This article is part of the supplement: Selected proceedings from the Automated Function Prediction Meeting 2011
Protein Function Prediction using Text-based Features extracted from the Biomedical Literature: The CAFA Challenge
1 Computational Biology and Machine Learning Lab, School of Computing, Queen's University, Kingston, ON, K7L 3N6, Canada
2 Dept. of Computer and Information Sciences, University of Delaware, Newark, DE, 19716, US
3 Delaware Biotechnology Institute, University of Delaware, Newark, DE, 19711, US
BMC Bioinformatics 2013, 14(Suppl 3):S14 doi:10.1186/1471-2105-14-S3-S14Published: 28 February 2013
Advances in sequencing technology over the past decade have resulted in an abundance of sequenced proteins whose function is yet unknown. As such, computational systems that can automatically predict and annotate protein function are in demand. Most computational systems use features derived from protein sequence or protein structure to predict function. In an earlier work, we demonstrated the utility of biomedical literature as a source of text features for predicting protein subcellular location. We have also shown that the combination of text-based and sequence-based prediction improves the performance of location predictors. Following up on this work, for the Critical Assessment of Function Annotations (CAFA) Challenge, we developed a text-based system that aims to predict molecular function and biological process (using Gene Ontology terms) for unannotated proteins. In this paper, we present the preliminary work and evaluation that we performed for our system, as part of the CAFA challenge.
We have developed a preliminary system that represents proteins using text-based features and predicts protein function using a k-nearest neighbour classifier (Text-KNN). We selected text features for our classifier by extracting key terms from biomedical abstracts based on their statistical properties. The system was trained and tested using 5-fold cross-validation over a dataset of 36,536 proteins. System performance was measured using the standard measures of precision, recall, F-measure and overall accuracy.
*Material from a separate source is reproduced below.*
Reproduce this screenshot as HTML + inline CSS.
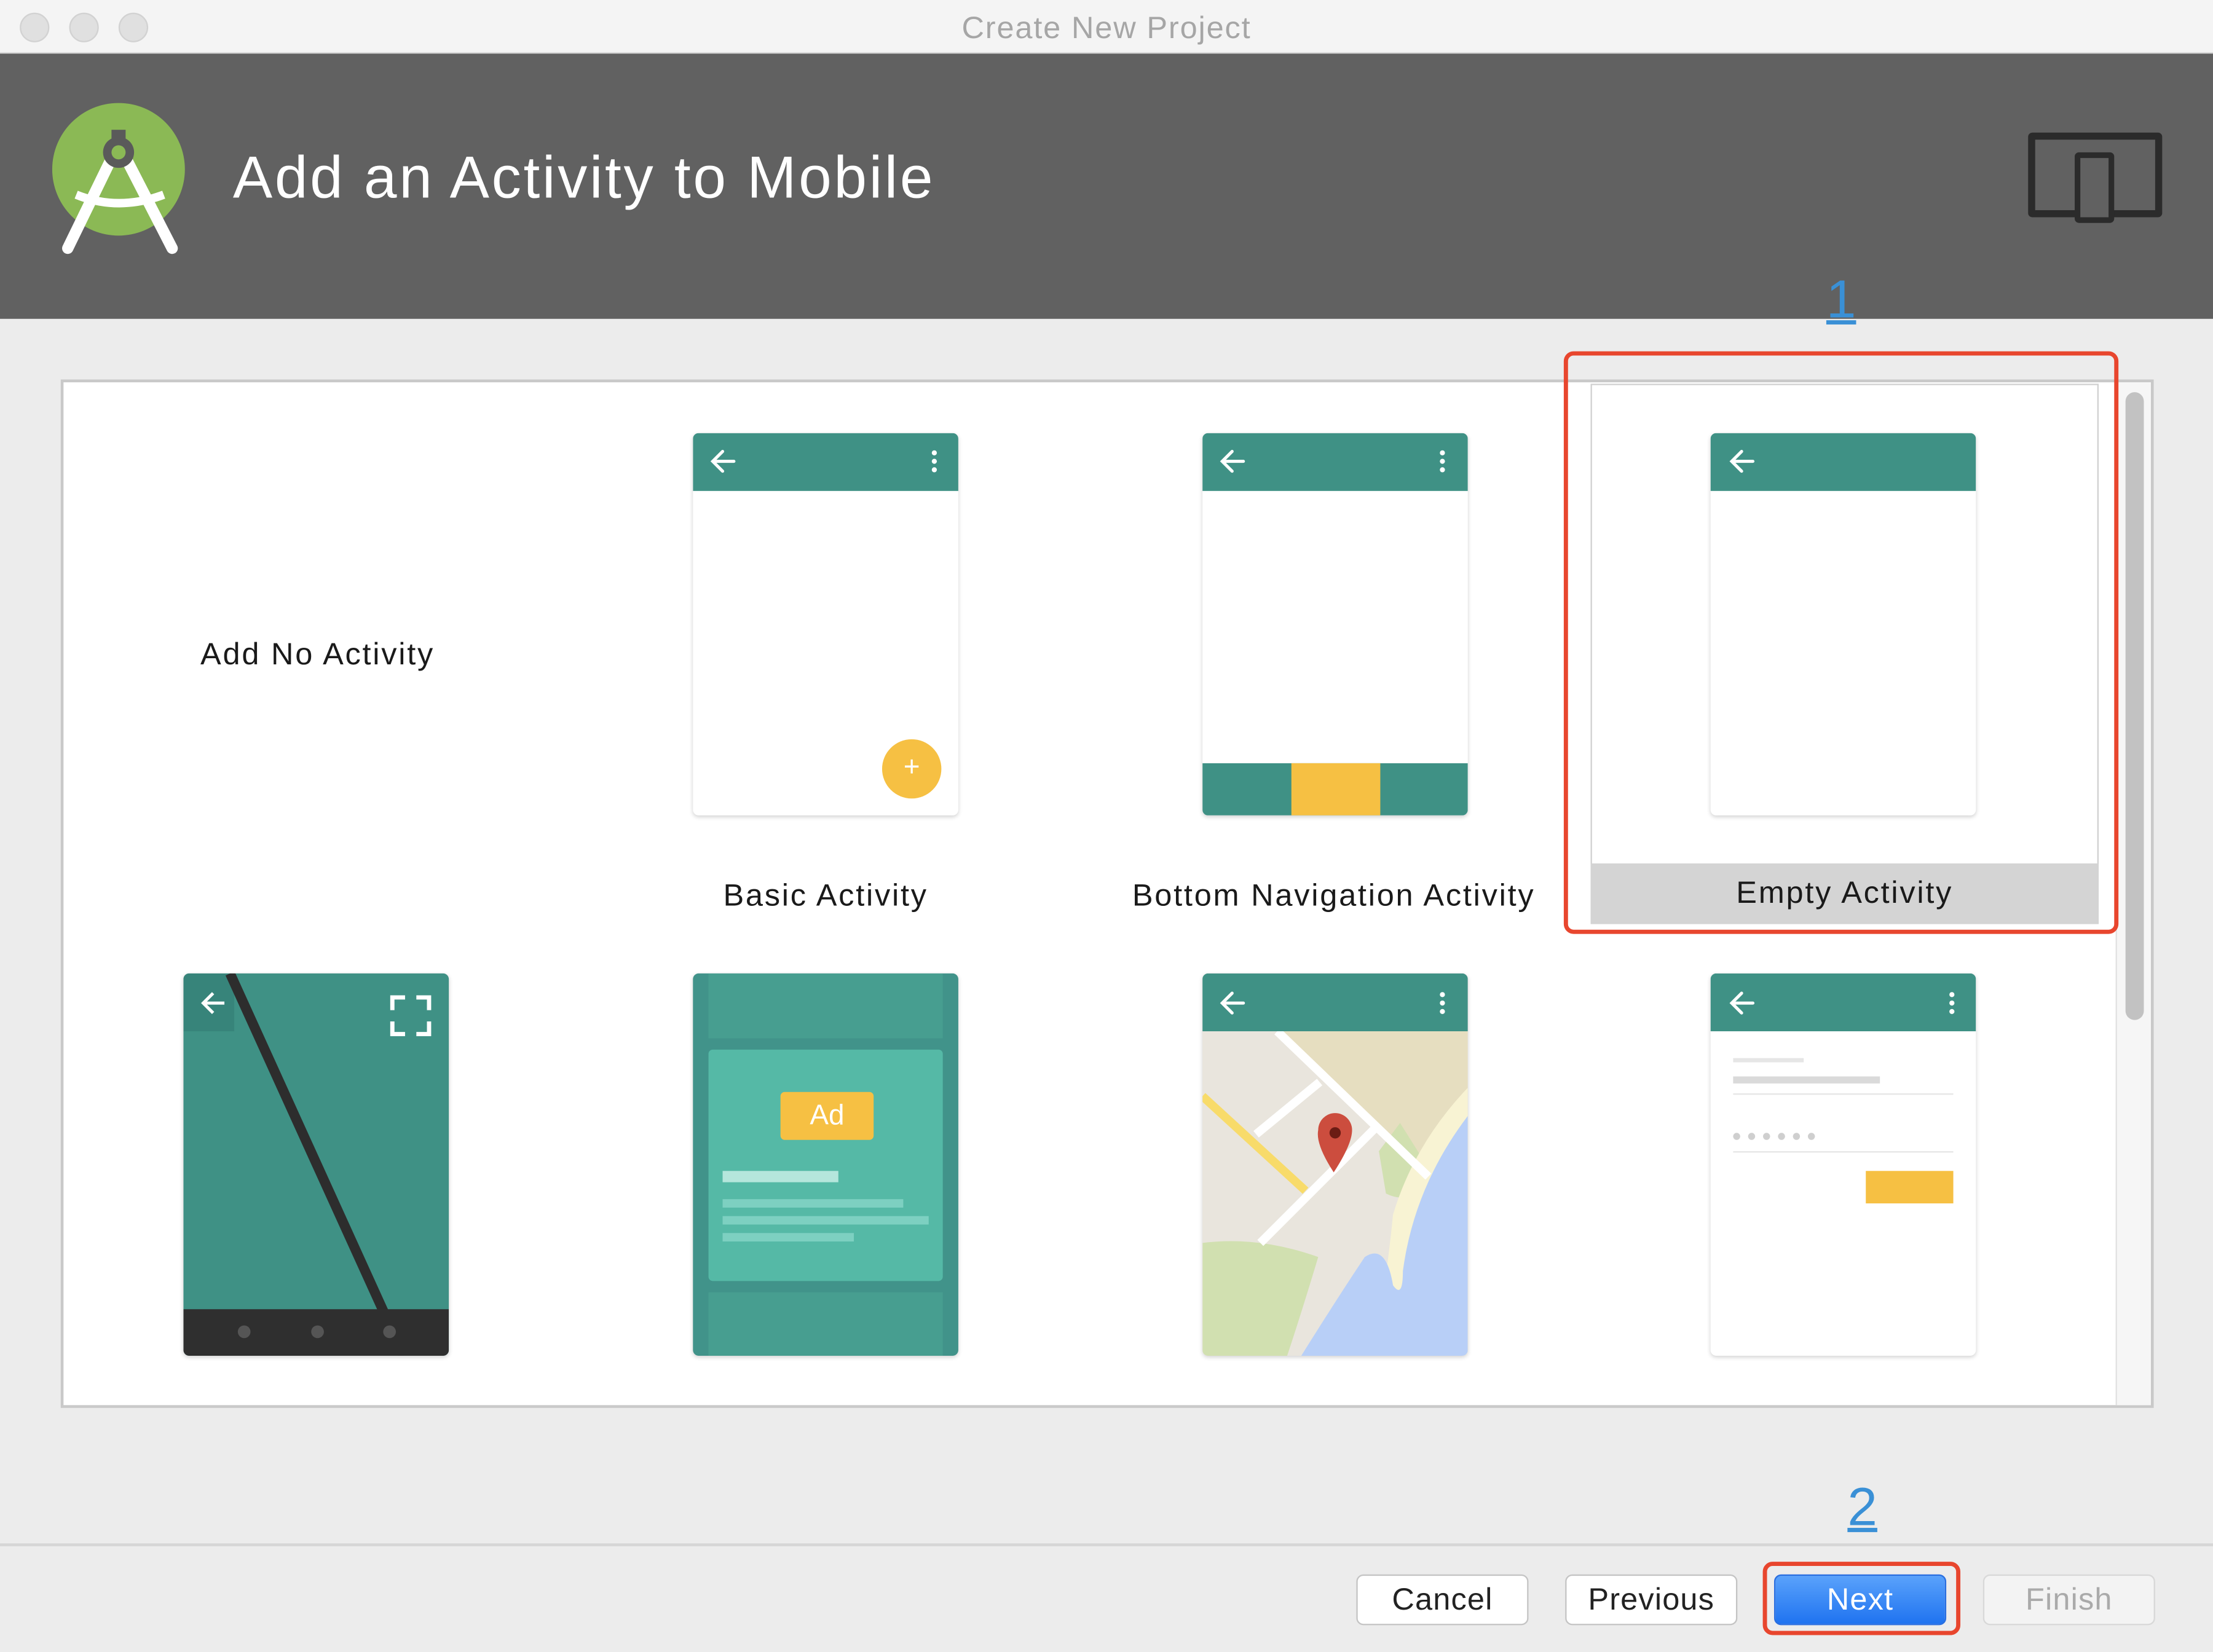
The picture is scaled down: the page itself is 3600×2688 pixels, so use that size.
<!DOCTYPE html>
<html><head><meta charset="utf-8">
<style>
*{margin:0;padding:0;box-sizing:border-box}
html,body{width:3600px;height:2688px;overflow:hidden;background:#ececec}
#w{position:absolute;left:0;top:0;width:1568px;height:1171px;transform:scale(2.29592,2.2955);transform-origin:0 0;font-family:"Liberation Sans",sans-serif;background:#ececec}
.a{position:absolute}
.card{position:absolute;width:188px;height:271px;background:#fff;border-radius:4px;box-shadow:0 1px 3px rgba(0,0,0,.18);overflow:hidden}
.hd{position:absolute;left:0;top:0;width:188px;height:41px;background:#3f9185}
.lbl{position:absolute;font-size:22px;color:#1a1a1a;text-align:center;width:360px;letter-spacing:1.2px}
.btn{position:absolute;top:1116px;height:36px;width:122px;border-radius:5px;background:#fff;border:1px solid #c4c4c4;font-size:22px;text-align:center;line-height:34px;color:#222;letter-spacing:.5px}
</style></head><body><div id="w">
<div class="a" style="left:0;top:0;width:1568px;height:38px;background:#f4f4f4;border-bottom:1px solid #d8d8d8"></div>
<div class="a" style="left:14px;top:9px;width:21px;height:21px;border-radius:50%;background:#e0e0e0;border:1px solid #d2d2d2"></div>
<div class="a" style="left:49px;top:9px;width:21px;height:21px;border-radius:50%;background:#e0e0e0;border:1px solid #d2d2d2"></div>
<div class="a" style="left:84px;top:9px;width:21px;height:21px;border-radius:50%;background:#e0e0e0;border:1px solid #d2d2d2"></div>
<div class="a" style="left:0;top:7px;width:1568px;text-align:center;font-size:22px;letter-spacing:.8px;color:#a6a6a6">Create New Project</div>
<div class="a" style="left:0;top:38px;width:1568px;height:188px;background:#616161"></div>
<svg class="a" style="left:30px;top:68px" width="110" height="115" viewBox="0 0 110 115">
<circle cx="54" cy="52" r="47" fill="#8bb955"/>
<path d="M54 34 L18 108 M54 34 L92 108" stroke="#fff" stroke-width="8" stroke-linecap="round"/>
<path d="M24 70 Q54 82 86 70" stroke="#fff" stroke-width="6" fill="none"/>
<circle cx="54" cy="40" r="11" fill="#5a5a5a"/><circle cx="54" cy="40" r="5" fill="#8bb955"/>
<rect x="49" y="24" width="10" height="8" fill="#5a5a5a"/>
</svg>
<div class="a" style="left:165px;top:102px;font-size:42px;letter-spacing:1.6px;color:#fff">Add an Activity to Mobile</div>
<div class="a" style="left:1437px;top:94px;width:95px;height:60px;border:5px solid #2b2b2b;border-radius:3px"></div>
<div class="a" style="left:1470px;top:108px;width:28px;height:50px;border:4px solid #2b2b2b;background:#616161;border-radius:3px"></div>
<div class="a" style="left:43px;top:269px;width:1483px;height:729px;background:#fff;border:2px solid #c9c9c9"></div>
<div class="a" style="left:1499px;top:271px;width:25px;height:725px;background:#f6f6f6;border-left:1px solid #e2e2e2"></div>
<div class="a" style="left:1506px;top:278px;width:13px;height:445px;background:#c2c2c2;border-radius:7px"></div>
<div class="lbl" style="left:45px;top:451px">Add No Activity</div>
<div class="a" style="left:1127px;top:272px;width:360px;height:383px;border:1px solid #d0d0d0"></div>
<div class="a" style="left:1127px;top:612px;width:360px;height:43px;background:#d4d4d4"></div>
<div class="card" style="left:491px;top:307px"><div class="hd"></div>
<div class="a" style="left:134px;top:217px;width:42px;height:42px;border-radius:50%;background:#f6c043;color:#fff;text-align:center;line-height:40px;font-size:20px">+</div></div>
<div class="card" style="left:852px;top:307px"><div class="hd"></div>
<div class="a" style="left:0;top:234px;width:188px;height:37px;background:#3f9185"></div>
<div class="a" style="left:63px;top:234px;width:63px;height:37px;background:#f6c043"></div></div>
<div class="card" style="left:1212px;top:307px"><div class="hd"></div></div>
<div class="lbl" style="left:405px;top:622px">Basic Activity</div>
<div class="lbl" style="left:765px;top:622px">Bottom Navigation Activity</div>
<div class="lbl" style="left:1127px;top:620px">Empty Activity</div>
<div class="card" style="left:130px;top:690px;background:#3f9185">
<svg width="188" height="271"><rect x="0" y="0" width="36" height="41" fill="#37847a"/>
<path d="M33 0 L156 271" stroke="#2d2d2d" stroke-width="7"/>
<rect x="0" y="238" width="188" height="33" fill="#2f2f2f"/>
<circle cx="43" cy="254" r="4.5" fill="#555"/><circle cx="95" cy="254" r="4.5" fill="#555"/><circle cx="146" cy="254" r="4.5" fill="#555"/>
<path d="M148 26v-9h9M165 17h9v9M174 34v9h-9M157 43h-9v-9" stroke="#fff" stroke-width="3" fill="none"/>
<path d="M14 21h15M21 14l-7 7 7 7" stroke="#fff" stroke-width="2.2" fill="none"/></svg></div>
<div class="card" style="left:491px;top:690px;background:#41938a">
<div class="a" style="left:11px;top:0;width:166px;height:46px;background:#479e90"></div>
<div class="a" style="left:11px;top:54px;width:166px;height:164px;background:#55b9a6;border-radius:3px"></div>
<div class="a" style="left:11px;top:226px;width:166px;height:45px;background:#479e90"></div>
<div class="a" style="left:62px;top:84px;width:66px;height:34px;background:#f6c043;border-radius:3px;color:#fff;font-size:20px;text-align:center;line-height:34px">Ad</div>
<div class="a" style="left:21px;top:140px;width:82px;height:8px;background:#b5e6dc"></div>
<div class="a" style="left:21px;top:160px;width:128px;height:6px;background:#7dd0c1"></div>
<div class="a" style="left:21px;top:172px;width:146px;height:6px;background:#7dd0c1"></div>
<div class="a" style="left:21px;top:184px;width:93px;height:6px;background:#7dd0c1"></div></div>
<div class="card" style="left:852px;top:690px;background:#e9e5dd"><div class="hd"></div>
<svg class="a" style="left:0;top:41px" width="188" height="230">
<path d="M53 0H188V70L160 103Z" fill="#e6dec0"/>
<path d="M125 85 L140 65 L162 100 Q150 125 130 115 Z" fill="#d1e0b0"/>
<path d="M188 40 Q150 80 135 130 Q128 200 118 230 H188Z" fill="#f8f3d3"/>
<path d="M188 60 Q150 110 142 170 Q142 190 135 180 Q130 150 115 160 Q95 190 70 230 H188Z" fill="#b8cff7"/>
<path d="M0 150 Q40 145 82 160 Q70 200 60 230 H0Z" fill="#d1e0b0"/>
<path d="M0 46 L73 113" stroke="#f8db6a" stroke-width="6"/>
<path d="M53 0 L160 103 M83 36 L38 73 M123 68 L41 150" stroke="#fff" stroke-width="6"/>
<path d="M93 100 Q80 80 82 70 A12 12 0 0 1 106 70 Q106 80 93 100Z" fill="#cc4d3e"/><circle cx="94" cy="72" r="4" fill="#6b1c14"/>
</svg></div>
<div class="card" style="left:1212px;top:690px"><div class="hd"></div>
<div class="a" style="left:16px;top:60px;width:50px;height:3px;background:#e6e6e6"></div>
<div class="a" style="left:16px;top:73px;width:104px;height:5px;background:#dadada"></div>
<div class="a" style="left:16px;top:85px;width:156px;height:1px;background:#e6e6e6"></div>
<div class="a" style="left:16px;top:113px;width:58px;height:5px;border-top:5px dotted #cfcfcf"></div>
<div class="a" style="left:16px;top:126px;width:156px;height:1px;background:#e6e6e6"></div>
<div class="a" style="left:110px;top:140px;width:62px;height:23px;background:#f6c043"></div></div>
<svg class="a" style="left:0;top:0" width="1568" height="1171">
<g stroke="#fff" stroke-width="2.2" fill="none" stroke-linecap="round">
<path d="M505 327h15M512 320l-7 7 7 7"/><path d="M866 327h15M873 320l-7 7 7 7"/><path d="M1227 327h15M1234 320l-7 7 7 7"/>
<path d="M866 711h15M873 704l-7 7 7 7"/><path d="M1227 711h15M1234 704l-7 7 7 7"/>
</g>
<g fill="#fff"><circle cx="662" cy="321" r="1.8"/><circle cx="662" cy="327" r="1.8"/><circle cx="662" cy="333" r="1.8"/>
<circle cx="1022" cy="321" r="1.8"/><circle cx="1022" cy="327" r="1.8"/><circle cx="1022" cy="333" r="1.8"/>
<circle cx="1022" cy="705" r="1.8"/><circle cx="1022" cy="711" r="1.8"/><circle cx="1022" cy="717" r="1.8"/>
<circle cx="1383" cy="705" r="1.8"/><circle cx="1383" cy="711" r="1.8"/><circle cx="1383" cy="717" r="1.8"/></g>
</svg>
<div class="a" style="left:1108px;top:249px;width:393px;height:413px;border:3px solid #e8462e;border-radius:7px"></div>
<div class="a" style="left:1294px;top:192px;font-size:38px;color:#3a90d6;text-decoration:underline">1</div>
<div class="a" style="left:0;top:1094px;width:1568px;height:2px;background:#d6d6d6"></div>
<div class="a" style="left:1309px;top:1048px;font-size:38px;color:#3a90d6;text-decoration:underline">2</div>
<div class="btn" style="left:961px">Cancel</div>
<div class="btn" style="left:1109px">Previous</div>
<div class="btn" style="left:1257px;background:linear-gradient(#5aa2fb,#1f73f0);border-color:#2a6fe0;color:#fff">Next</div>
<div class="btn" style="left:1405px;background:#f3f3f3;border-color:#d8d8d8;color:#aaa">Finish</div>
<div class="a" style="left:1249px;top:1107px;width:140px;height:52px;border:3px solid #e8462e;border-radius:7px"></div>
</div></body></html>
The performance of our system was compared to two baseline classifiers: one that assigns function based solely on the prior distribution of protein function (Base-Prior) and one that assigns function based on sequence similarity (Base-Seq). The overall prediction accuracy of Text-KNN, Base-Prior, and Base-Seq for molecular function classes are 62%, 43%, and 58% while the overall accuracy for biological process classes are 17%, 11%, and 28% respectively. Results obtained as part of the CAFA evaluation itself on the CAFA dataset are reported as well.
Our evaluation shows that the text-based classifier consistently outperforms the baseline classifier that is based on prior distribution, and typically has comparable performance to the baseline classifier that uses sequence similarity. Moreover, the results suggest that combining text features with other types of features can potentially lead to improved prediction performance. The preliminary results also suggest that while our text-based classifier can be used to predict both molecular function and biological process in which a protein is involved, the classifier performs significantly better for predicting molecular function than for predicting biological process. A similar trend was observed for other classifiers participating in the CAFA challenge.